# Dubai Ministry of Labor and employer wants me to pay dhs13,000 for my passport



## babylou (Sep 14, 2009)

I resigned as a Receptionist from a private company here in Dubai. I completed only 9 months from my job under a limited contract. I did not give 1 month notice from my resignation and requested for my passport from my boss which he refused to give. I needed to go back home to my home country due to personal reasons. I filed a complaint to the Ministry of Labour dated 14.09.09. The same day after 2 hours of filing my complaint, I received a call from the Ministry of Labour requesting me to go back to their office to settle the matter as my boss is already there. When I arrived, the legal adviser from the Ministry of Labour, my boss, and 2 other labour employees were there. They said my passport is with my boss and my visa is already cancelled but they are asking me to pay Dhs13,000.00. Breakdown would be 5,000 for my visa expense, 3,000 for the labour card, and 5,000 more from which I did not understand the other fees which is included on the breakdown. As from what I've been reading from the law and the web, I just need to pay 1 and half of my current salary. With the ban, I told them they can ban me because I did not intend to go back here in the UAE. Is this legal that they are asking me to pay 13,000? I've been clear that I am willing to pay for my visa expenses which is 1 and a half of my basic salary but I'm definitely not expecting them to demand for me to pay 13,000 which I don't have. Please advice on what should I do.


----------



## Andy Capp (Oct 5, 2008)

Sorry to hear about your predicament, unfortunately you will/are being bullied here. If you quote the labour law, you need to pay a fee which is a percentage (6 weeks maybe) of your basic salary. You DO NOT have to pay your visa fees etc. 
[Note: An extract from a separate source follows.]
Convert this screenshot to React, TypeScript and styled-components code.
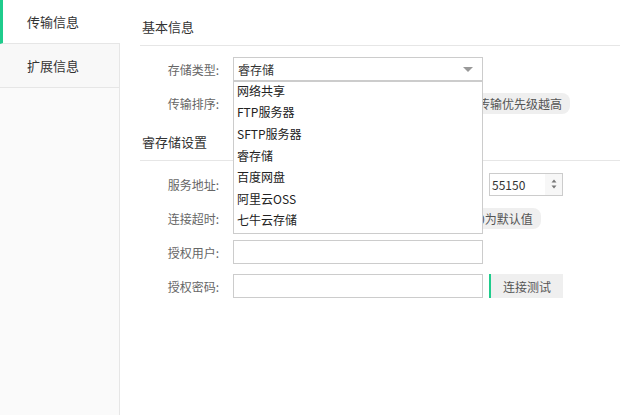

Also, your employer CANNOT legally keep your passport, unless you agreed it in writing....

Good luck, dunno what else to say apart from threaten to take them to court, although that wont help you cos you need to move quickly - he knows this though, hence the bullying!

Sorry.


----------



## mrbig (Sep 10, 2009)

they are taking advantage of you because you are Filippina. You need to go to the philippine embassy and tell them what is going on. It is illegal for them to hold your passport.


----------



## merlin the learned (Jun 12, 2009)

babylou said:


> I resigned as a Receptionist from a private company here in Dubai. I completed only 9 months from my job under a limited contract. I did not give 1 month notice from my resignation and requested for my passport from my boss which he refused to give. I needed to go back home to my home country due to personal reasons. I filed a complaint to the Ministry of Labour dated 14.09.09. The same day after 2 hours of filing my complaint, I received a call from the Ministry of Labour requesting me to go back to their office to settle the matter as my boss is already there. When I arrived, the legal adviser from the Ministry of Labour, my boss, and 2 other labour employees were there. They said my passport is with my boss and my visa is already cancelled but they are asking me to pay Dhs13,000.00. Breakdown would be 5,000 for my visa expense, 3,000 for the labour card, and 5,000 more from which I did not understand the other fees which is included on the breakdown. As from what I've been reading from the law and the web, I just need to pay 1 and half of my current salary. With the ban, I told them they can ban me because I did not intend to go back here in the UAE. Is this legal that they are asking me to pay 13,000? I've been clear that I am willing to pay for my visa expenses which is 1 and a half of my basic salary but I'm definitely not expecting them to demand for me to pay 13,000 which I don't have. Please advice on what should I do.


Your passport like everyones from all countries belongs to the government of the country of issue, given to you to use as proof of nationality. Your embassy can and will insist on its return to their office for handing back to you.

As to the fines/penalties, apart from percentage of your salary for failure to give notice the rest is a shakedown. I would suggest you speak to the police who can be supportive.


----------